Dikkat ettim, Covid-19’a yakalananların (ki bu son günlerde bizim fabrikada epey yaygın) önemli bir bölümü bu on iki saat mesaiye kalanlardan çıkıyor. Uzun çalışma saatleri yorduğu bedenlere bir de virüsü davet ediyor. Maske, mesafe bir yere kadar. Ya sağlıklı beslenme? Uyku ve dinlenme? Onları soran da veren de yok. Covid-19’un sanayi bölgelerinde, işçiler arasında yaygın olmasının başka ne sebebi ve açıklaması olabilir ki?
Yeterince dinlenmeden, sağlıklı gıdalar tüketmeden, uzun saatler çalışarak salgından nasıl korunabiliriz? Ekonomik krizle birlikte alım gücümüz düştüğü için sağlıklı beslenemiyoruz. Bir tarafta işsizlik büyüyor, diğer tarafta 12 saate varan çalışma süreleriyle işçiler takatsiz kalıyor. Oysa ücretler arttırılarak alım gücü yükseltilebilir. İş saatleri kısaltılarak çalışanların daha fazla dinlenmesi sağlanabilir ve işsizlere iş imkânı yaratılabilir.

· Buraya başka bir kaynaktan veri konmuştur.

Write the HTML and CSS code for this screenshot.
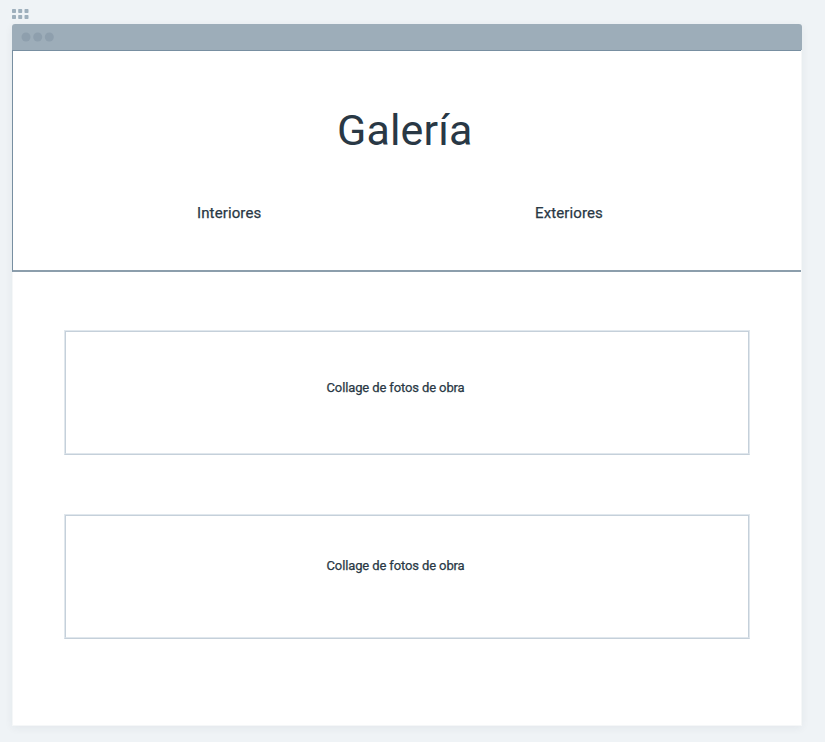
FILE: index.html
```html
<!DOCTYPE html>
<html lang="es">
<head>
<meta charset="utf-8">
<title>Galería</title>
<link rel="stylesheet" href="styles.css">
</head>
<body>
<svg class="grip" width="17" height="11" viewBox="0 0 17 11" fill="#9eafbc">
<rect x="0" y="0" width="4" height="4" rx=".7"/><rect x="6.2" y="0" width="4" height="4" rx=".7"/><rect x="12.5" y="0" width="4" height="4" rx=".7"/>
<rect x="0" y="6" width="4" height="4" rx=".7"/><rect x="6.2" y="6" width="4" height="4" rx=".7"/><rect x="12.5" y="6" width="4" height="4" rx=".7"/>
</svg>
<main class="window">
<div class="bar"><svg width="34" height="10" viewBox="0 0 34 10" fill="#8e9fad"><circle cx="5" cy="5" r="4.5"/><circle cx="16.7" cy="5" r="4.5"/><circle cx="28.3" cy="5" r="4.5"/></svg></div>
<header class="hero">
<h1>Galería</h1>
<nav><a class="in">Interiores</a><a class="ex">Exteriores</a></nav>
</header>
<section class="gallery">
<div class="box"><div class="inner">Collage de fotos de obra</div></div>
<div class="box second"><div class="inner">Collage de fotos de obra</div></div>
</section>
</main>
</body>
</html>
```
FILE: styles.css
```css
* { box-sizing: border-box; }
body { margin: 0; padding: 9px 12px 0; height: 742px; overflow: hidden; background: #eff3f6; font-family: Roboto, "Liberation Sans", sans-serif; color: #293845; }
.grip { display: block; margin-bottom: 4px; }
.window { width: 790px; height: 702px; background: #fff; border-radius: 4px 4px 0 0; border-right: 1px solid #f5f7f8; border-bottom: 1px solid #f5f7f8; box-shadow: 0 2px 8px rgba(41, 56, 69, .06); }
.bar { width: 790px; height: 26px; background: #9dadb9; border-radius: 3px 3px 0 0; padding: 8px 0 0 8.5px; }
.bar svg { display: block; }
.hero { height: 222px; border-top: 1px solid #788fa1; border-left: 1px solid #788fa1; border-bottom: 2px solid #8c9eac; padding-top: 54px; }
h1 { margin: 0; height: 50px; padding-left: 324px; font-size: 43px; line-height: 50px; font-weight: 400; letter-spacing: .15px; white-space: nowrap; }
nav { display: flex; padding-top: 48px; font-size: 15px; line-height: 20px; font-weight: 400; -webkit-text-stroke: .25px #293845; }
.in { width: 338px; margin-left: 184px; letter-spacing: .12px; }
.ex { letter-spacing: .12px; }
.gallery { height: 453px; padding: 58px 0 0 51px; border-left: 1px solid #f5f7f8; }
.box { width: 686px; height: 125px; border: 1px solid #e0e7ed; border-bottom-color: #c5d0da; }
.inner { height: 123px; border: 1px solid #c5d0da; border-bottom-color: #e0e7ed; padding: 46px 0 0 260.5px; font-size: 13px; line-height: 20px; font-weight: 400; letter-spacing: -.12px; -webkit-text-stroke: .25px #293845; }
.second { margin-top: 59px; }
.second .inner { padding-top: 40px; }
```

Ama iktidarın derdi bu değil. İktidarın tek yaptığı işsizlik fonunu patronlara peşkeş çekerek bol teşvik ve vergi indirimleri getirmek, krizin faturasını da işçi sınıfına kesmek… Buna izin vermeyelim, birliğimizi, dayanışmamızı ve mücadelemizi büyütelim…
UİD-DER Yürüsün, Mücadelemiz Büyüsün!
Yaşasın İşçilerin Uluslararası Mücadele Birliği!